SUPPLIED MATERIAL —
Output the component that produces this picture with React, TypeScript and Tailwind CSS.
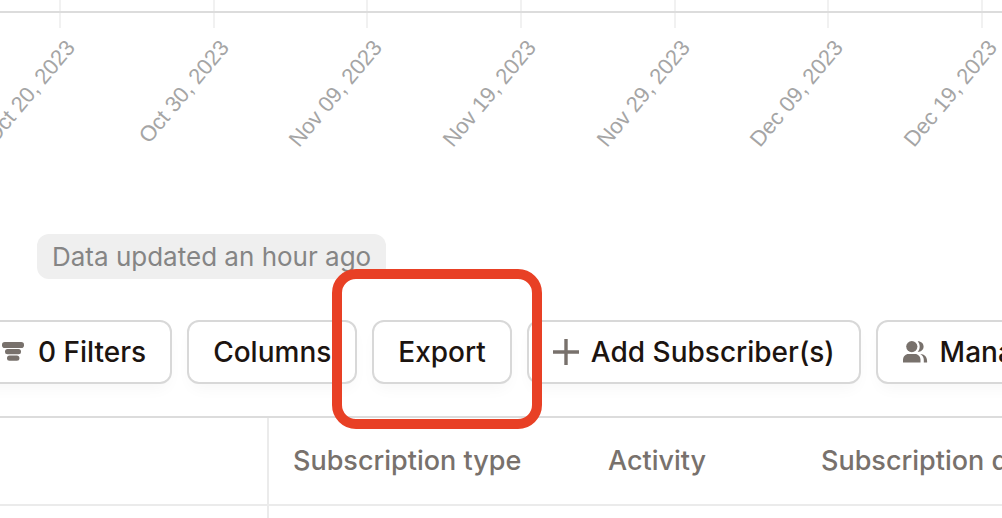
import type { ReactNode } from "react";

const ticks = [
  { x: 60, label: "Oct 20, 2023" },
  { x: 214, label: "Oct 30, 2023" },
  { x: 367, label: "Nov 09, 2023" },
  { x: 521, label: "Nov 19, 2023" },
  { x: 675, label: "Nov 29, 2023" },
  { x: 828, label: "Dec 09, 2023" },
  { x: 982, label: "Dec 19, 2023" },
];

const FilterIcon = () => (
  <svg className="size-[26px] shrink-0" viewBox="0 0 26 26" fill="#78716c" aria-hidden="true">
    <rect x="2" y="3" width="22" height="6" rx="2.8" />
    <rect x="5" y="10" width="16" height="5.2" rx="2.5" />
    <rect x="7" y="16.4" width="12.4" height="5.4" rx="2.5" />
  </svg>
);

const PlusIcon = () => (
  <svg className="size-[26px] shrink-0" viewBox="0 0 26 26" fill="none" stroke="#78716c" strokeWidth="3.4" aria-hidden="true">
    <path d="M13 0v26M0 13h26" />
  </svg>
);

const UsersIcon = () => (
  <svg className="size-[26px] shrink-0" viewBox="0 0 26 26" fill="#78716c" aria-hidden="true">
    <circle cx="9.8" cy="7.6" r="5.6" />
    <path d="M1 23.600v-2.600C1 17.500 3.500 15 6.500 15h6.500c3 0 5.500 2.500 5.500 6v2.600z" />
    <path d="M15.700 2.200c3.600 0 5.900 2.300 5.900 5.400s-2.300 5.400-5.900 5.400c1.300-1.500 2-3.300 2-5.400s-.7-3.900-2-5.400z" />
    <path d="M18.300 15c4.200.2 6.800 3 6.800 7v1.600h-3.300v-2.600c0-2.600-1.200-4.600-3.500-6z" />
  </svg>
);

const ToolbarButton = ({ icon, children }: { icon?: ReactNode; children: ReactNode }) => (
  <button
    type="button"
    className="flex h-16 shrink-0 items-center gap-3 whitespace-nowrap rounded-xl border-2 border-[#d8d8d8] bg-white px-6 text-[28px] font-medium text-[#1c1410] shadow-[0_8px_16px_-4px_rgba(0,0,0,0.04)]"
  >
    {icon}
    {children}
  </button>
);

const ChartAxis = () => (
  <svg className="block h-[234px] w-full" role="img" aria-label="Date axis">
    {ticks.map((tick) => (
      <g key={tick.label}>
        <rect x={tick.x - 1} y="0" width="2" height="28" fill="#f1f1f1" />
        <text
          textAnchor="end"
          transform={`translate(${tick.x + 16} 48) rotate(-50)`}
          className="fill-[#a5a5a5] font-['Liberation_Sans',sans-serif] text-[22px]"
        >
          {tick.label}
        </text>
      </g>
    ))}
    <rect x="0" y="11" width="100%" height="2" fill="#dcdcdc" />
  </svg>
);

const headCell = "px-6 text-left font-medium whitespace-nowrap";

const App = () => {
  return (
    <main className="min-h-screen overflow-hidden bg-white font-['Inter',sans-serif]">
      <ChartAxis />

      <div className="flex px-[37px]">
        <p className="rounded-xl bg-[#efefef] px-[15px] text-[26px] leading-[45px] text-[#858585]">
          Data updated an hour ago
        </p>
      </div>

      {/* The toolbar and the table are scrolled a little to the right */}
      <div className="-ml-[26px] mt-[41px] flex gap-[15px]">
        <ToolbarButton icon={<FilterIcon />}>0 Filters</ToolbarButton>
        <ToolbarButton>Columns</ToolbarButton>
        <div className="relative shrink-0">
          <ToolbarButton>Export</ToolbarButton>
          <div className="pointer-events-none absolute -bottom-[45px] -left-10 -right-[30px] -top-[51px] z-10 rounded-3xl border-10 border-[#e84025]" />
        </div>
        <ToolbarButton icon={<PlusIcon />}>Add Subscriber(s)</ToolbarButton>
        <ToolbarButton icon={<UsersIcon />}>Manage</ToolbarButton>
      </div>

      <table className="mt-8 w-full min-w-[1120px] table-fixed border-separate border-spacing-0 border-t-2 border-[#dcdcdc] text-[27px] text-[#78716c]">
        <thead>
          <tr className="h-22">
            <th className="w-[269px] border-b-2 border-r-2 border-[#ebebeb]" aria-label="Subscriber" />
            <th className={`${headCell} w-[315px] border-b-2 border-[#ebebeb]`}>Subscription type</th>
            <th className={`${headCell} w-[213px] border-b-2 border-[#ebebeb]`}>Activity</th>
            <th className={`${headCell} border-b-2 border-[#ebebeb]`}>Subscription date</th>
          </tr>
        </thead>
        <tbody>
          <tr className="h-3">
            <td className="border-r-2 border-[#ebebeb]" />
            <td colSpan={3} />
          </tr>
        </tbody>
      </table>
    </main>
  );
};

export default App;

INSTRUCTIONS FOR THE TASK — Copy each line in full and exactly, omitting any picture.

CORRECT RESULT —
Output the component that produces this picture with React, TypeScript and Tailwind CSS.
import type { ReactNode } from "react";

const ticks = [
  { x: 60, label: "Oct 20, 2023" },
  { x: 214, label: "Oct 30, 2023" },
  { x: 367, label: "Nov 09, 2023" },
  { x: 521, label: "Nov 19, 2023" },
  { x: 675, label: "Nov 29, 2023" },
  { x: 828, label: "Dec 09, 2023" },
  { x: 982, label: "Dec 19, 2023" },
];

const FilterIcon = () => (
  <svg className="size-[26px] shrink-0" viewBox="0 0 26 26" fill="#78716c" aria-hidden="true">
    <rect x="2" y="3" width="22" height="6" rx="2.8" />
    <rect x="5" y="10" width="16" height="5.2" rx="2.5" />
    <rect x="7" y="16.4" width="12.4" height="5.4" rx="2.5" />
  </svg>
);

const PlusIcon = () => (
  <svg className="size-[26px] shrink-0" viewBox="0 0 26 26" fill="none" stroke="#78716c" strokeWidth="3.4" aria-hidden="true">
    <path d="M13 0v26M0 13h26" />
  </svg>
);

const UsersIcon = () => (
  <svg className="size-[26px] shrink-0" viewBox="0 0 26 26" fill="#78716c" aria-hidden="true">
    <circle cx="9.8" cy="7.6" r="5.6" />
    <path d="M1 23.600v-2.600C1 17.500 3.500 15 6.500 15h6.500c3 0 5.500 2.500 5.500 6v2.600z" />
    <path d="M15.700 2.200c3.600 0 5.900 2.300 5.900 5.400s-2.300 5.400-5.900 5.400c1.300-1.500 2-3.300 2-5.400s-.7-3.900-2-5.400z" />
    <path d="M18.300 15c4.200.2 6.800 3 6.800 7v1.600h-3.300v-2.600c0-2.600-1.200-4.600-3.500-6z" />
  </svg>
);

const ToolbarButton = ({ icon, children }: { icon?: ReactNode; children: ReactNode }) => (
  <button
    type="button"
    className="flex h-16 shrink-0 items-center gap-3 whitespace-nowrap rounded-xl border-2 border-[#d8d8d8] bg-white px-6 text-[28px] font-medium text-[#1c1410] shadow-[0_8px_16px_-4px_rgba(0,0,0,0.04)]"
  >
    {icon}
    {children}
  </button>
);

const ChartAxis = () => (
  <svg className="block h-[234px] w-full" role="img" aria-label="Date axis">
    {ticks.map((tick) => (
      <g key={tick.label}>
        <rect x={tick.x - 1} y="0" width="2" height="28" fill="#f1f1f1" />
        <text
          textAnchor="end"
          transform={`translate(${tick.x + 16} 48) rotate(-50)`}
          className="fill-[#a5a5a5] font-['Liberation_Sans',sans-serif] text-[22px]"
        >
          {tick.label}
        </text>
      </g>
    ))}
    <rect x="0" y="11" width="100%" height="2" fill="#dcdcdc" />
  </svg>
);

const headCell = "px-6 text-left font-medium whitespace-nowrap";

const App = () => {
  return (
    <main className="min-h-screen overflow-hidden bg-white font-['Inter',sans-serif]">
      <ChartAxis />

      <div className="flex px-[37px]">
        <p className="rounded-xl bg-[#efefef] px-[15px] text-[26px] leading-[45px] text-[#858585]">
          Data updated an hour ago
        </p>
      </div>

      {/* The toolbar and the table are scrolled a little to the right */}
      <div className="-ml-[26px] mt-[41px] flex gap-[15px]">
        <ToolbarButton icon={<FilterIcon />}>0 Filters</ToolbarButton>
        <ToolbarButton>Columns</ToolbarButton>
        <div className="relative shrink-0">
          <ToolbarButton>Export</ToolbarButton>
          <div className="pointer-events-none absolute -bottom-[45px] -left-10 -right-[30px] -top-[51px] z-10 rounded-3xl border-10 border-[#e84025]" />
        </div>
        <ToolbarButton icon={<PlusIcon />}>Add Subscriber(s)</ToolbarButton>
        <ToolbarButton icon={<UsersIcon />}>Manage</ToolbarButton>
      </div>

      <table className="mt-8 w-full min-w-[1120px] table-fixed border-separate border-spacing-0 border-t-2 border-[#dcdcdc] text-[27px] text-[#78716c]">
        <thead>
          <tr className="h-22">
            <th className="w-[269px] border-b-2 border-r-2 border-[#ebebeb]" aria-label="Subscriber" />
            <th className={`${headCell} w-[315px] border-b-2 border-[#ebebeb]`}>Subscription type</th>
            <th className={`${headCell} w-[213px] border-b-2 border-[#ebebeb]`}>Activity</th>
            <th className={`${headCell} border-b-2 border-[#ebebeb]`}>Subscription date</th>
          </tr>
        </thead>
        <tbody>
          <tr className="h-3">
            <td className="border-r-2 border-[#ebebeb]" />
            <td colSpan={3} />
          </tr>
        </tbody>
      </table>
    </main>
  );
};

export default App;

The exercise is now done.